The university could boast an international scholarly reputation. During the First World War some of its professors lived in exile and were invited to join academies abroad while Serbia was under Austrian occupation. The geographer and anthropologist Jovan Cvijić (1865–1927) spent the war years in Paris where he published in French his book on the Balkans, La Péninsule balkanique: géographie humaine (1918). Pavle Popović (1868–1939), a literary scholar, was in Britain when he published his major study of the history of Yugoslav literature as a combination of Serbian, Croatian and Slovenian literatures, Yugoslav Literature (Jugoslavenska književnost, 1918). Belgrade was no longer a Turkish city on the periphery of the Ottoman Empire but becoming a sophisticated centre of European learning.

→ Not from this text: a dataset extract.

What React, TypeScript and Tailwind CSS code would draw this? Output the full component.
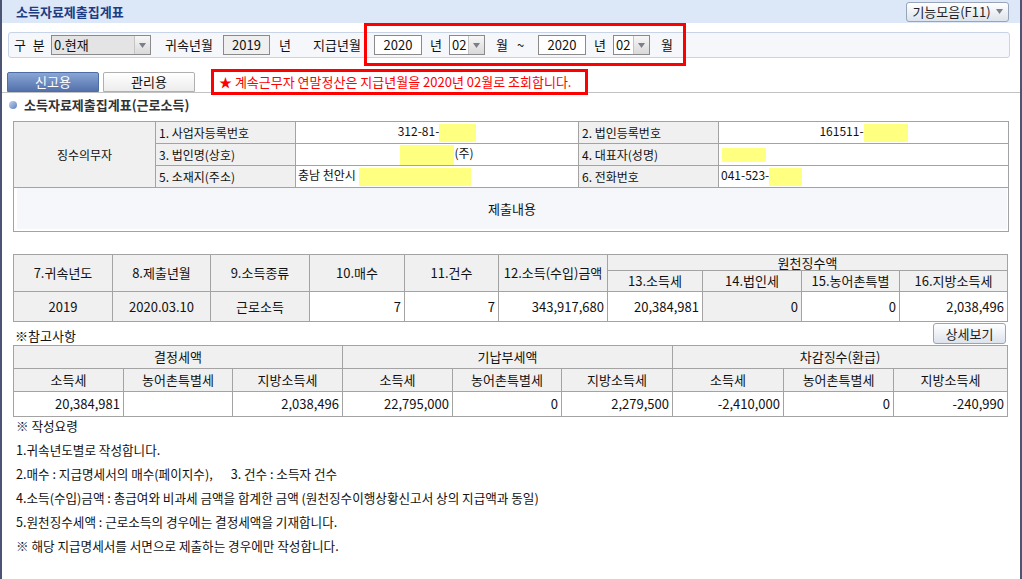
import React from "react";

const th = "border border-[#a3a3a3] bg-[#f0f0f0] px-[3px] py-0 font-normal";
const tdR = "border border-[#a3a3a3] bg-white px-[3px] py-0 text-right";

function Arrow() {
  return (
    <svg width="7" height="5" viewBox="0 0 7 5">
      <path d="M0 0 L7 0 L3.5 5 Z" fill="#7a7f8a" />
    </svg>
  );
}

function Select({ value, w, disabled }: { value: string; w: string; disabled?: boolean }) {
  return (
    <div
      className={`flex h-[20px] items-stretch border border-[#8a8a8a] ${
        disabled ? "bg-[#e4e4e4]" : "bg-white"
      } ${w}`}>
      <span className="flex-1 pl-[2px] leading-[18px]">{value}</span>
      <span className="flex w-[16px] items-center justify-center border-l border-[#c4c4c4] bg-gradient-to-b from-[#f7f7f7] to-[#d9d9d9]">
        <Arrow />
      </span>
    </div>
  );
}

function Input({ value, w, readOnly }: { value: string; w: string; readOnly?: boolean }) {
  return (
    <div
      className={`flex h-[20px] items-center justify-center border border-[#8a8a8a] ${
        readOnly ? "bg-[#efefef]" : "bg-white"
      } ${w}`}>
      {value}
    </div>
  );
}

function Mask({ w, h = "h-[18px]" }: { w: string; h?: string }) {
  return <span className={`inline-block align-middle bg-[#ffff80] ${w} ${h}`} />;
}

export default function App() {
  return (
    <div className="relative h-[579px] w-[1022px] overflow-hidden border-x-2 border-[#4b5573] bg-white font-['Noto_Sans_CJK_KR','Noto_Sans',sans-serif] text-[12px] leading-[14px] text-[#111]">
      {/* title bar */}
      <div className="flex h-[23px] items-center justify-between bg-[#dce7f7] pl-[14px] pr-[11px]">
        <span className="text-[13px] font-bold text-[#1d3c84]">소득자료제출집계표</span>
        <button className="flex h-[20px] w-[103px] items-center justify-center gap-[5px] rounded-[3px] border border-[#98a4b8] bg-gradient-to-b from-[#ffffff] to-[#dde3ec] text-[13px] text-[#222]">
          기능모음(F11)
          <Arrow />
        </button>
      </div>

      {/* filter row */}
      <div className="ml-[6px] mr-[10px] mt-[9px] flex h-[26px] items-center whitespace-nowrap rounded-[3px] border border-[#c7d3e6] bg-[#f5f7fb] pl-[5px] text-[13px]">
        <span className="w-[37px] tracking-[2px]">구 분</span>
        <Select value="0.현재" w="w-[100px]" disabled />
        <span className="ml-[14px] w-[48px]">귀속년월</span>
        <Input value="2019" w="ml-[10px] w-[47px]" readOnly />
        <span className="ml-[9px] w-[12px]">년</span>
        <span className="ml-[22px] w-[48px]">지급년월</span>
        <Input value="2020" w="ml-[13px] w-[48px]" />
        <span className="ml-[8px] w-[12px]">년</span>
        <Select value="02" w="ml-[7px] w-[36px]" />
        <span className="ml-[11px] w-[12px]">월</span>
        <span className="ml-[9px] w-[8px]">~</span>
        <Input value="2020" w="ml-[13px] w-[48px]" />
        <span className="ml-[8px] w-[12px]">년</span>
        <Select value="02" w="ml-[7px] w-[37px]" />
        <span className="ml-[11px] w-[12px]">월</span>
      </div>

      {/* highlight annotation */}
      <div className="pointer-events-none absolute left-[362px] top-[23px] h-[43px] w-[322px] border-[3px] border-[#ff0000]" />

      {/* tabs */}
      <div className="mt-[11px] flex h-[24px] items-end border-b border-[#c2c2c2]">
        <div className="ml-[5px] flex h-[20px] w-[92px] items-center justify-center rounded-t-[2px] border border-[#4e6da3] bg-gradient-to-b from-[#8aa6d6] to-[#5372ab] text-[13px] text-white">
          신고용
        </div>
        <div className="ml-[4px] flex h-[20px] w-[92px] items-center justify-center rounded-t-[2px] border border-[#b0b0b0] bg-gradient-to-b from-[#ffffff] to-[#ececec] text-[13px]">
          관리용
        </div>
        <div className="ml-[16px] flex h-[26px] w-[377px] items-center self-start whitespace-nowrap border-[3px] border-[#ff0000] bg-white pl-[5px] text-[13px] text-[#ff0000]">
          ★ 계속근무자 연말정산은 지급년월을 2020년 02월로 조회합니다.
        </div>
      </div>

      {/* section title */}
      <div className="flex h-[23px] items-center pl-[7px]">
        <span className="h-[8px] w-[8px] rounded-full bg-gradient-to-br from-[#c4d3ee] to-[#5f80bd]" />
        <span className="ml-[7px] text-[13px] font-bold text-[#333]">소득자료제출집계표(근로소득)</span>
      </div>

      {/* table 1 */}
      <table className="ml-[11px] mt-[5px] w-[995px] table-fixed border-collapse">
        <colgroup>
          <col className="w-[142px]" />
          <col className="w-[140px]" />
          <col className="w-[283px]" />
          <col className="w-[140px]" />
          <col className="w-[290px]" />
        </colgroup>
        <tbody>
          <tr className="h-[22px]">
            <td rowSpan={3} className={`${th} text-center`}>징수의무자</td>
            <td className={`${th} text-left`}>1. 사업자등록번호</td>
            <td className="border border-[#a3a3a3] px-[3px] text-center">
              312-81-<Mask w="w-[37px]" />
            </td>
            <td className={`${th} text-left`}>2. 법인등록번호</td>
            <td className="border border-[#a3a3a3] px-[3px] text-center">
              161511-<Mask w="w-[44px]" />
            </td>
          </tr>
          <tr className="h-[22px]">
            <td className={`${th} text-left`}>3. 법인명(상호)</td>
            <td className="border border-[#a3a3a3] px-[3px] text-center">
              <Mask w="w-[54px]" h="h-[20px]" />(주)
            </td>
            <td className={`${th} text-left`}>4. 대표자(성명)</td>
            <td className="border border-[#a3a3a3] px-[3px] text-left">
              <Mask w="w-[44px]" h="h-[14px]" />
            </td>
          </tr>
          <tr className="h-[22px]">
            <td className={`${th} text-left`}>5. 소재지(주소)</td>
            <td className="border border-[#a3a3a3] px-[2px] text-left">
              충남 천안시 <Mask w="w-[112px]" />
            </td>
            <td className={`${th} text-left`}>6. 전화번호</td>
            <td className="border border-[#a3a3a3] px-[2px] text-left">
              041-523-<Mask w="w-[33px]" />
            </td>
          </tr>
          <tr className="h-[43px]">
            <td colSpan={5} className="border border-[#a3a3a3] p-0 pb-[2px] pl-[3px] pr-[1px]">
              <div className="flex h-[41px] items-center justify-center bg-[#f5f7fb] text-[13px]">제출내용</div>
            </td>
          </tr>
        </tbody>
      </table>

      {/* table 2 */}
      <table className="ml-[11px] mt-[22px] w-[994px] table-fixed border-collapse text-[13px]">
        <colgroup>
          <col className="w-[99px]" />
          <col className="w-[98px]" />
          <col className="w-[99px]" />
          <col className="w-[95px]" />
          <col className="w-[94px]" />
          <col className="w-[109px]" />
          <col className="w-[95px]" />
          <col className="w-[99px]" />
          <col className="w-[98px]" />
          <col className="w-[108px]" />
        </colgroup>
        <tbody>
          <tr className="h-[16px]">
            <td rowSpan={2} className={`${th} text-center`}>7.귀속년도</td>
            <td rowSpan={2} className={`${th} text-center`}>8.제출년월</td>
            <td rowSpan={2} className={`${th} text-center`}>9.소득종류</td>
            <td rowSpan={2} className={`${th} text-center`}>10.매수</td>
            <td rowSpan={2} className={`${th} text-center`}>11.건수</td>
            <td rowSpan={2} className={`${th} text-center`}>12.소득(수입)금액</td>
            <td colSpan={4} className={`${th} text-center`}>원천징수액</td>
          </tr>
          <tr className="h-[21px]">
            <td className={`${th} text-center`}>13.소득세</td>
            <td className={`${th} text-center`}>14.법인세</td>
            <td className={`${th} text-center`}>15.농어촌특별</td>
            <td className={`${th} text-center`}>16.지방소득세</td>
          </tr>
          <tr className="h-[30px]">
            <td className={`${th} text-center`}>2019</td>
            <td className={`${th} text-center`}>2020.03.10</td>
            <td className={`${th} text-center`}>근로소득</td>
            <td className={tdR}>7</td>
            <td className={tdR}>7</td>
            <td className={tdR}>343,917,680</td>
            <td className={tdR}>20,384,981</td>
            <td className={`${th} text-right`}>0</td>
            <td className={tdR}>0</td>
            <td className={tdR}>2,038,496</td>
          </tr>
        </tbody>
      </table>

      {/* reference row */}
      <div className="ml-[13px] mr-[14px] flex h-[23px] items-center justify-between text-[13px]">
        <span className="pt-[4px]">※참고사항</span>
        <button className="h-[21px] w-[73px] rounded-[3px] border border-[#98a4b8] bg-gradient-to-b from-[#ffffff] to-[#dde3ec] text-[13px] text-[#222]">
          상세보기
        </button>
      </div>

      {/* table 3 */}
      <table className="ml-[11px] w-[994px] table-fixed border-collapse text-[13px]">
        <colgroup>
          <col className="w-[110px]" />
          <col className="w-[109px]" />
          <col className="w-[110px]" />
          <col className="w-[110px]" />
          <col className="w-[109px]" />
          <col className="w-[111px]" />
          <col className="w-[111px]" />
          <col className="w-[110px]" />
          <col className="w-[114px]" />
        </colgroup>
        <tbody>
          <tr className="h-[23px]">
            <td colSpan={3} className={`${th} text-center`}>결정세액</td>
            <td colSpan={3} className={`${th} text-center`}>기납부세액</td>
            <td colSpan={3} className={`${th} text-center`}>차감징수(환급)</td>
          </tr>
          <tr className="h-[23px]">
            {["소득세", "농어촌특별세", "지방소득세", "소득세", "농어촌특별세", "지방소득세", "소득세", "농어촌특별세", "지방소득세"].map(
              (t, i) => (
                <td key={i} className={`${th} text-center`}>{t}</td>
              ),
            )}
          </tr>
          <tr className="h-[25px]">
            {["20,384,981", "", "2,038,496", "22,795,000", "0", "2,279,500", "-2,410,000", "0", "-240,990"].map((t, i) => (
              <td key={i} className={tdR}>{t}</td>
            ))}
          </tr>
        </tbody>
      </table>

      {/* notes */}
      <div className="ml-[14px] -mt-[3px] flex flex-col text-[12.6px] leading-[24px]">
        <div>※ 작성요령</div>
        <div>1.귀속년도별로 작성합니다.</div>
        <div>
          2.매수 : 지급명세서의 매수(페이지수),<span className="ml-[18px]">3. 건수 : 소득자 건수</span>
        </div>
        <div>4.소득(수입)금액 : 총급여와 비과세 금액을 합계한 금액 (원천징수이행상황신고서 상의 지급액과 동일)</div>
        <div>5.원천징수세액 : 근로소득의 경우에는 결정세액을 기재합니다.</div>
        <div>※ 해당 지급명세서를 서면으로 제출하는 경우에만 작성합니다.</div>
      </div>
    </div>
  );
}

PAINTING AND PAINTERS IN THE NINETEENTH CENTURY
Changes were also evident in Belgrade’s nineteenth-century visual arts. At the beginning painting was restricted to decorating the walls of churches, producing icons and other religious objects, and conditions were not really conducive for the development of visual arts in the first half of the nineteenth century. Infrastructure for the provision of materials was lacking, as were studios for working, space for exhibiting and a circle of patrons willing to buy the finished article. There were some Serbian painters outside Serbia, including the successful female artist Katarina Ivanović (1817–82) in
Vienna, and a handful of painters from Vojvodina came to Belgrade in the wake of the general movement of educated Serbs going south to offer their services to the new principality. Two of the better known among these migrants are Uroš Knežević (1812–72) and Jovan Popović (1820–64). They have left behind many portraits of Belgrade’s more prominent citizens, merchants, politicians and participants in the two rebellions. They also worked on canvases with motifs taken from folk epics and Serbian history. Many of their paintings can be seen in the National Museum.

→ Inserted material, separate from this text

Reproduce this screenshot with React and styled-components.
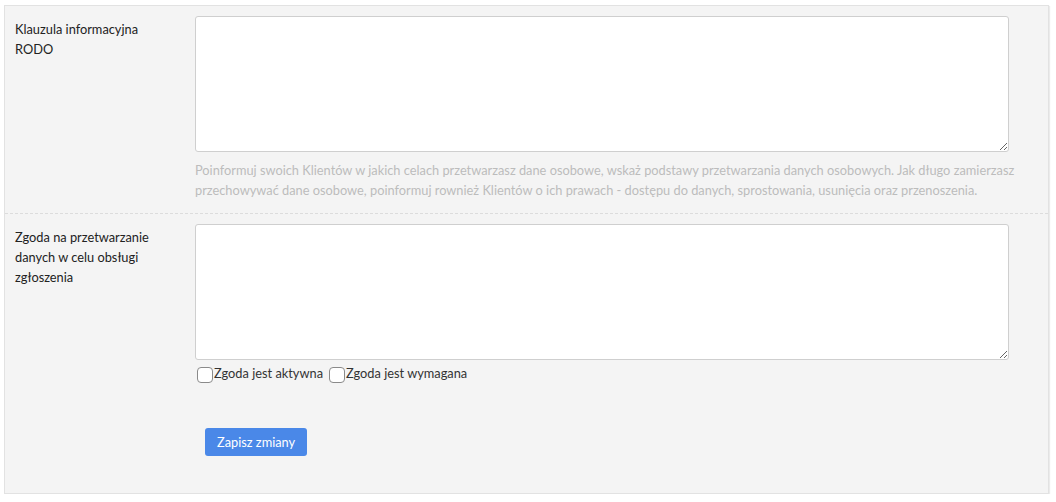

The generation of painters in the second half of the nineteenth century continued the development of portraits and also themes from the legends and myths of the past. Greater sophistication in their use of colour and range of expression is evident in the works of Đura Jaksić, Steva Todorović (1832–1925), Mina Vukomanović (1828–94), who was the daughter of Vuk Karadžić, Uroš Predić (1857–1953) and Paja Jovanović (1859–1957).

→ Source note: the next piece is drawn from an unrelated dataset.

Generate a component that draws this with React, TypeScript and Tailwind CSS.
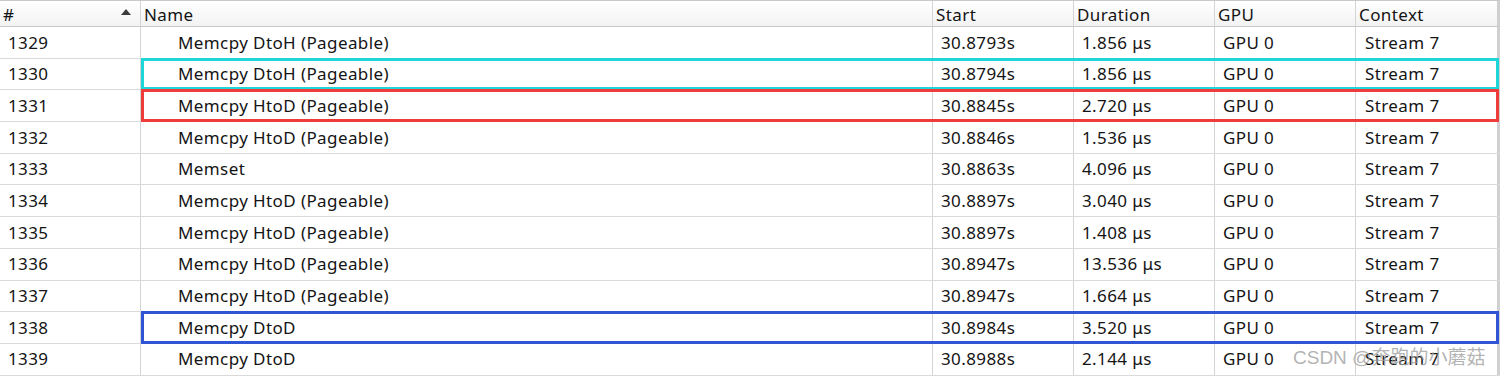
import React from 'react';

type Row = {
  id: number;
  name: string;
  start: string;
  duration: string;
  mark?: 'cyan' | 'red' | 'blue';
};

const rows: Row[] = [
  { id: 1329, name: 'Memcpy DtoH (Pageable)', start: '30.8793s', duration: '1.856 μs' },
  { id: 1330, name: 'Memcpy DtoH (Pageable)', start: '30.8794s', duration: '1.856 μs', mark: 'cyan' },
  { id: 1331, name: 'Memcpy HtoD (Pageable)', start: '30.8845s', duration: '2.720 μs', mark: 'red' },
  { id: 1332, name: 'Memcpy HtoD (Pageable)', start: '30.8846s', duration: '1.536 μs' },
  { id: 1333, name: 'Memset', start: '30.8863s', duration: '4.096 μs' },
  { id: 1334, name: 'Memcpy HtoD (Pageable)', start: '30.8897s', duration: '3.040 μs' },
  { id: 1335, name: 'Memcpy HtoD (Pageable)', start: '30.8897s', duration: '1.408 μs' },
  { id: 1336, name: 'Memcpy HtoD (Pageable)', start: '30.8947s', duration: '13.536 μs' },
  { id: 1337, name: 'Memcpy HtoD (Pageable)', start: '30.8947s', duration: '1.664 μs' },
  { id: 1338, name: 'Memcpy DtoD', start: '30.8984s', duration: '3.520 μs', mark: 'blue' },
  { id: 1339, name: 'Memcpy DtoD', start: '30.8988s', duration: '2.144 μs' },
];

const markClass = {
  cyan: 'border-[#1ed5d8]',
  red: 'border-[#ee3b3b]',
  blue: 'border-[#2f55d4]',
};

export default function App() {
  return (
    <div
      className="w-[1500px] h-[377px] bg-white overflow-hidden text-[17px] tracking-[0.4px] text-[#141414] relative"
      style={{ fontFamily: '"Noto Sans", "Noto Sans CJK SC", sans-serif' }}
    >
      {/* Header */}
      <div className="flex h-[27px] border-t border-b border-[#c9c9c9] bg-gradient-to-b from-white to-[#f3f3f3] leading-[28px]">
        <div className="w-[141px] flex-shrink-0 border-r border-[#d4d4d4] pl-[3px] pr-[8px] flex items-center justify-between">
          <span className="mt-[2px]">#</span>
          <svg width="12" height="8" viewBox="0 0 12 8" className="mb-[3px]">
            <polygon points="6,1 11,7 1,7" fill="#3c3c3c" />
          </svg>
        </div>
        <div className="w-[792px] flex-shrink-0 border-r border-[#d4d4d4] pl-[3px]">Name</div>
        <div className="w-[141px] flex-shrink-0 border-r border-[#d4d4d4] pl-[3px]">Start</div>
        <div className="w-[141px] flex-shrink-0 border-r border-[#d4d4d4] pl-[3px]">Duration</div>
        <div className="w-[141px] flex-shrink-0 border-r border-[#d4d4d4] pl-[3px]">GPU</div>
        <div className="flex-1 pl-[3px] border-r-[3px] border-[#d0d0d0]">Context</div>
      </div>

      {/* Rows */}
      {rows.map((r) => (
        <div key={r.id} className="flex h-[31.7px] border-b border-[#dadada] items-center">
          <div className="w-[141px] h-full flex-shrink-0 border-r border-[#d4d4d4] pl-[8px] flex items-center">
            {r.id}
          </div>
          <div className="flex-1 h-full flex relative">
            <div className="w-[792px] flex-shrink-0 border-r border-[#d4d4d4] pl-[37px] flex items-center">
              {r.name}
            </div>
            <div className="w-[141px] flex-shrink-0 border-r border-[#d4d4d4] pl-[8px] flex items-center">
              {r.start}
            </div>
            <div className="w-[141px] flex-shrink-0 border-r border-[#d4d4d4] pl-[8px] flex items-center">
              {r.duration}
            </div>
            <div className="w-[141px] flex-shrink-0 border-r border-[#d4d4d4] pl-[8px] flex items-center">
              GPU 0
            </div>
            <div className="flex-1 pl-[9px] flex items-center border-r-[3px] border-[#d0d0d0]">Stream 7</div>
            {r.mark && (
              <div
                className={`absolute left-0 right-[1px] top-[-1px] bottom-[-1px] border-[3px] ${markClass[r.mark]}`}
              />
            )}
          </div>
        </div>
      ))}

      {/* watermark */}
      <div
        className="absolute left-[1293px] top-[344px] whitespace-nowrap text-[19px] tracking-normal text-[#a0a0a0]/80"
        style={{ fontFamily: '"Liberation Sans", "Noto Sans CJK SC", sans-serif' }}
      >
        CSDN @奔跑的小蘑菇
      </div>
    </div>
  );
}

There are two factors of particular interest in the work of these painters. The first is the way in which they chart social changes. In the early portraits the sitters are dressed in clothes corresponding to Ottoman styles, revealing the Turkish role model that dominated in Belgrade. Knez Miloš and other leading members of Serbian society at this time would wear a fez or turban, and this practice continued more or less to the 1860s. The newcomers from Vojvodina were the exception in Belgrade, since they all wore western clothes, the Sava and Danube marking the division between two different cultural worlds. The clothing of the men from Vojvodina led the Serbs of the south to refer to them as Švabe, a derogatory term for Germans. Knez Mihailo brought with him ideas to transform Serbia politically, but also a sense of western dress and taste. Pictures of him in frock coat, wing collar, bow tie and leather shoes are in sharp contrast to the Ottoman style of the previous generation.